Reformas que busquem a eficiência do serviço público, sem vilanizar o servidor; reformas que protejam as instituições e a administração pública do patrimonialismo e do loteamento político; reformas que simplifiquem o sistema tributário; reformas que modernizem a educação pública e o serviço de saúde; reformas que foquem na redução da violência e no combate à corrupção e ao crime organizado. É longa a lista, mas acredito que até a reforma política, embora mais difícil, deva igualmente ser encarada.
A pandemia do novo coronavírus, embora seja uma tragédia sem precedentes, com perdas de vidas, de empregos e de renda, tem o potencial de promover a união e a soma de forças em busca da reconstrução do país em torno da agenda perdida das reformas.
Para tanto, temos que deixar de lado nossas diferenças e trabalhar com nossas convergências. Lembro sempre do discurso de Abraham Lincoln na inauguração de seu segundo mandato presidencial. Em meio a um cenário de devastação e divisão provocadas pela Guerra Civil, o presidente vitorioso deixou de lado o ressentimento para anunciar a reconstrução do país, nas palavras dele, “sem malícia contra ninguém, com caridade para todos”.
Infelizmente, no Brasil atual, com a pauta política dominada pelo conflito, de todos contra todos, com rompantes autoritários, pendências criminais pretéritas e sem clareza de liderança, Nogales, Arizona, está bem distante e há algum risco de deixarmos mesmo Nogales, Sonora, com destino a locais piores.
Há tempo para correção de rumo mesmo sob o governo atual, desde que haja, evidentemente, vontade política.

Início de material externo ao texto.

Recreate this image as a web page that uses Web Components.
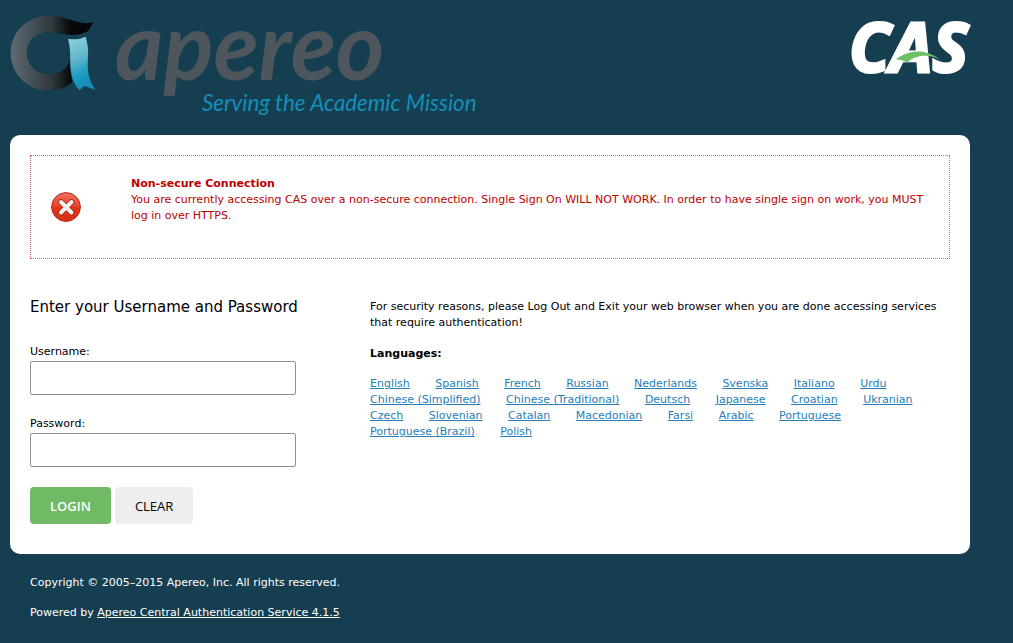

O segundo semestre deste ano, que ora se inicia, será um grande teste pelas boas oportunidades que oferece. Por exemplo, o ímpeto da agenda anticorrupção pode ser facilmente retomado com a aprovação, para processos futuros e pendentes, da emenda constitucional que restabelece execução da condenação criminal a partir do julgamento em segunda instância. A responsabilidade é do Congresso e do Poder Executivo, considerando a influência deste naquele. A partir dessa aprovação, outras pautas reformistas, como as apontadas acima, podem se seguir facilmente com o incremento progressivo do capital político das instituições envolvidas, facilitando cada passo adiante. A reconstrução passa pelo fortalecimento das instituições, pela redução da polarização e pela reafirmação da democracia e do império da lei. Serão postas à prova nossa vontade e nossa capacidade de retomar os rumos corretos. E você, para qual Nogales pretende ir ou em qual pretende estar?
PS: Muitos gostaram da coluna anterior, alguns outros, não. Um procurador do TCU entendeu que eu não posso cobrar, durante o período de quarentena imposta por ter deixado o cargo de ministro, para escrever artigos, mesmo tendo a atividade sido autorizada prévia e expressamente pela Comissão de Ética da Presidência da República. Enquanto isso não é resolvido – e longe de mim querer encrenca com o TCU – pedi aos editores a suspensão dos pagamentos (ainda não havia recebido nenhum). Então, saiba o leitor que está lendo uma coluna escrita “pro bono”. Posso até parafrasear o Chico Buarque e aconselhar o leitor: “leia esta coluna que eu lhe dou de graça”.